Back in 1980, the first running of the race produced an equine winner. Glyn Jones riding Solomon beat the first human finisher by 43 minutes and this appeared to put an end to any argument about the relative merits of man and horse. But since then, two men have managed to win the race. Huw Lobb triumphed in 2004 and Florian Holzinger in 2007.

The Man Versus Horse Marathon

The test of speed and endurance starts in Britain’s smallest town, Llanwrtyd Wells, a former Victorian spa town. The contestants then tackle a 24-mile course over the Welsh hills which features a 4683ft climb, forest tracks and bridleways. This year hundreds of runners and 60 horses took part.
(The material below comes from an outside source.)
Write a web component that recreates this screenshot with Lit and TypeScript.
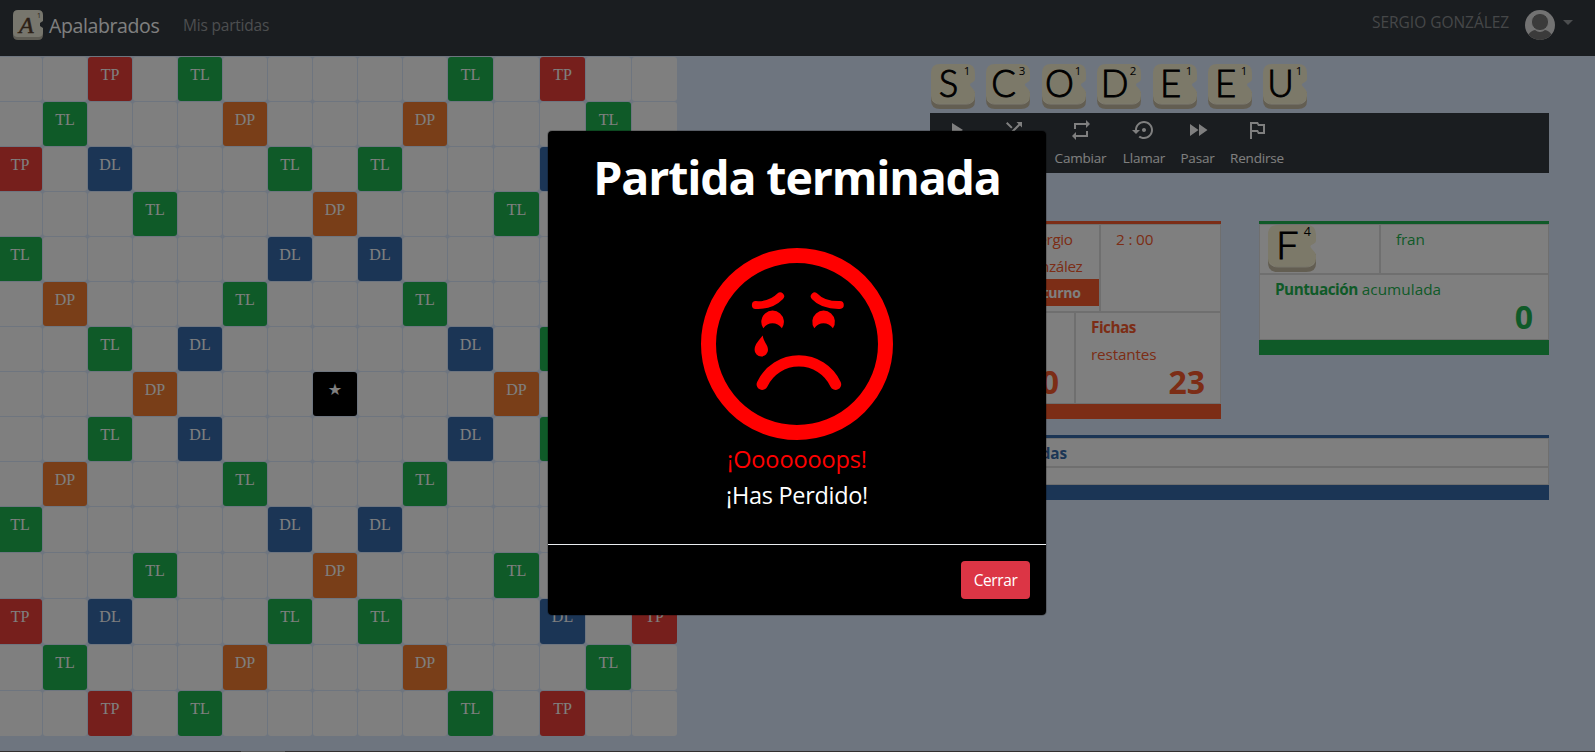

The race is a serious test which presents a challenge to both human runners and horses. The horses have the advantage when climbing up hill but are not so suited to the descents. Nonetheless, is does seem rather inconceivable that a human could beat a horse, even if the horse happens to be carrying a human!

Unlikely Victories

The weather appears to play a role in the outcome of the event. The horses tend to struggle more than the runners when it is hot. Naturally, the result will also depend on the calibre of the participants and that can vary from year to year. The prize money offered to a human winner rolls over until a human manages to win the race. There were no human winners for 24 years and so by 2004 the pot stood at £25,000. This attracted a successful marathon runner, Huw Lobb, to compete and he managed to beat the first horse home by one minute.

Taking Care of the Horses

The horses which take part are checked by vets before, during and after the race to ensure that they are coping with the test. It takes over two hours to complete the course. The race attracts endurance riders and many return year after year. When will the next human manage to beat the horses?